Authors: Dan Royall*, UNC-Greensboro
Keywords: urban stream, regolith, southern Piedmont, watershed
Session Type: Paper
Presentation File: No File Uploaded
Urban stream environments are often thought of as highly heterogeneous, and this characteristic has commonly been cited as an important cause of variability in stream channel morphology. Environmental heterogeneity along urban stream channels most obviously results from contact with infrastructure, and perhaps less obviously from variability in riparian vegetation and streambank materials. In this paper, variability in the characteristics of urban riparian regolith is assessed within the North Buffalo Creek watershed of Greensboro North Carolina in the southern Piedmont physiographic province. Field-survey and lab data are used to define streambank regolith types, and construct a framework for classifying bank exposures based on their composition and architecture.

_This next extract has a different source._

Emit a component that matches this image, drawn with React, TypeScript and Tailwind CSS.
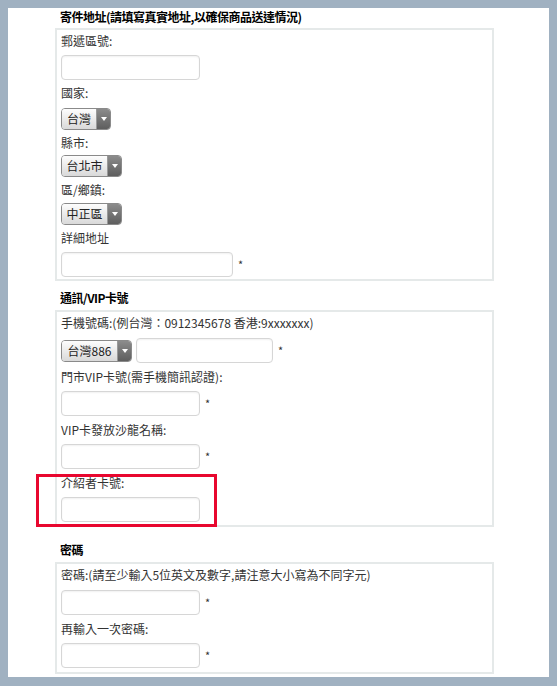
const font = { fontFamily: '"Noto Sans CJK TC", "Noto Sans", sans-serif' }

function Label({ children }: { children: React.ReactNode }) {
  return <div className="h-[18px] leading-[18px] text-[12px] text-[#333]">{children}</div>
}

function Input({ w = "w-[139px]", star = false }: { w?: string; star?: boolean }) {
  return (
    <div className="flex items-center">
      <div className={`${w} h-[25px] rounded-[4px] border border-[#d6d6d6] bg-white shadow-[inset_0_1px_2px_rgba(0,0,0,0.06)]`} />
      {star && <span className="ml-[5px] text-[11px] text-[#333] leading-none">*</span>}
    </div>
  )
}

function Select({ value, w }: { value: string; w: string }) {
  return (
    <div className={`${w} h-[22px] flex rounded-[4px] border border-[#8a8a8a] overflow-hidden`}>
      <div className="flex-1 flex items-center justify-center text-[12px] text-[#222] bg-gradient-to-b from-[#fdfdfd] to-[#d9d9d9] border-r border-[#9a9a9a]">
        {value}
      </div>
      <div className="w-[13px] flex items-center justify-center bg-gradient-to-b from-[#8c8c8c] to-[#5e5e5e]">
        <div className="w-0 h-0 border-l-[3px] border-r-[3px] border-t-[4px] border-l-transparent border-r-transparent border-t-white" />
      </div>
    </div>
  )
}

function Field({ label, children, gap = "mt-[5px]" }: { label: string; children: React.ReactNode; gap?: string }) {
  return (
    <div>
      <Label>{label}</Label>
      <div className={gap}>{children}</div>
    </div>
  )
}

function Title({ children }: { children: React.ReactNode }) {
  return <div className="pl-[5px] h-[18px] leading-[18px] text-[12px] font-bold tracking-[-0.5px] text-black">{children}</div>
}

function Box({ children, className = "" }: { children: React.ReactNode; className?: string }) {
  return (
    <div className={`relative w-[439px] border-2 border-[#e5e9e9] pl-[4px] pt-[2px] flex flex-col ${className}`}>
      {children}
    </div>
  )
}

export default function App() {
  return (
    <div className="w-[557px] h-[686px] bg-[#a0b1c1] pt-[8px] pl-[8px]" style={font}>
      <div className="w-[541px] h-[669px] bg-white pl-[47px] flex flex-col">
        <Title>寄件地址(請填寫真實地址,以確保商品送達情況)</Title>
        <Box className="mt-[2px] pb-[2px] gap-[4px]">
          <Field label="郵遞區號:">
            <Input />
          </Field>
          <Field label="國家:" gap="mt-[6px]">
            <Select value="台灣" w="w-[50px]" />
          </Field>
          <Field label="縣市:" gap="mt-[3px]">
            <Select value="台北市" w="w-[61px]" />
          </Field>
          <Field label="區/鄉鎮:" gap="mt-[4px]">
            <Select value="中正區" w="w-[61px]" />
          </Field>
          <Field label="詳細地址" gap="mt-[5px]">
            <Input w="w-[172px]" star />
          </Field>
        </Box>

        <div className="mt-[8px]">
          <Title>通訊/VIP卡號</Title>
        </div>
        <Box className="mt-[3px] pb-[3px] gap-[5px]">
          <Field label="手機號碼:(例台灣：0912345678 香港:9xxxxxxx)" gap="mt-[6px]">
            <div className="flex items-center gap-[4px]">
              <Select value="台灣886" w="w-[71px]" />
              <Input w="w-[137px]" star />
            </div>
          </Field>
          <Field label="門市VIP卡號(需手機簡訊認證):">
            <Input star />
          </Field>
          <Field label="VIP卡發放沙龍名稱:">
            <Input star />
          </Field>
          <div className="relative">
            <Field label="介紹者卡號:">
              <Input />
            </Field>
            <div className="absolute left-[-25px] top-[0px] w-[181px] h-[53px] border-[3px] border-[#e8072f]" />
          </div>
        </Box>

        <div className="mt-[14px]">
          <Title>密碼</Title>
        </div>
        <Box className="mt-[3px] pb-[4px] gap-[5px]">
          <Field label="密碼:(請至少輸入5位英文及數字,請注意大小寫為不同字元)" gap="mt-[6px]">
            <Input star />
          </Field>
          <Field label="再輸入一次密碼:">
            <Input star />
          </Field>
        </Box>
      </div>
    </div>
  )
}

Particular emphasis is placed on identifying the prevalence, types, and influence of human transported material (HTM) in bank profiles. Spatial patterns in bank material diversity and/or complexity are sought, paralleling emerging interests in studies of spatial order in urban soilscapes related to the organization of urban land use. Among the findings are that 1.) urban riparian regolith properties can in some cases preserve and reflect lengthy land use histories, 2.) human transported material (HTM) is an important but not dominant component of exposed streambank regolith, and 3.) simple architectures predominate over complex ones on a stream-length basis, largely as a result of inset alluvial channel formation.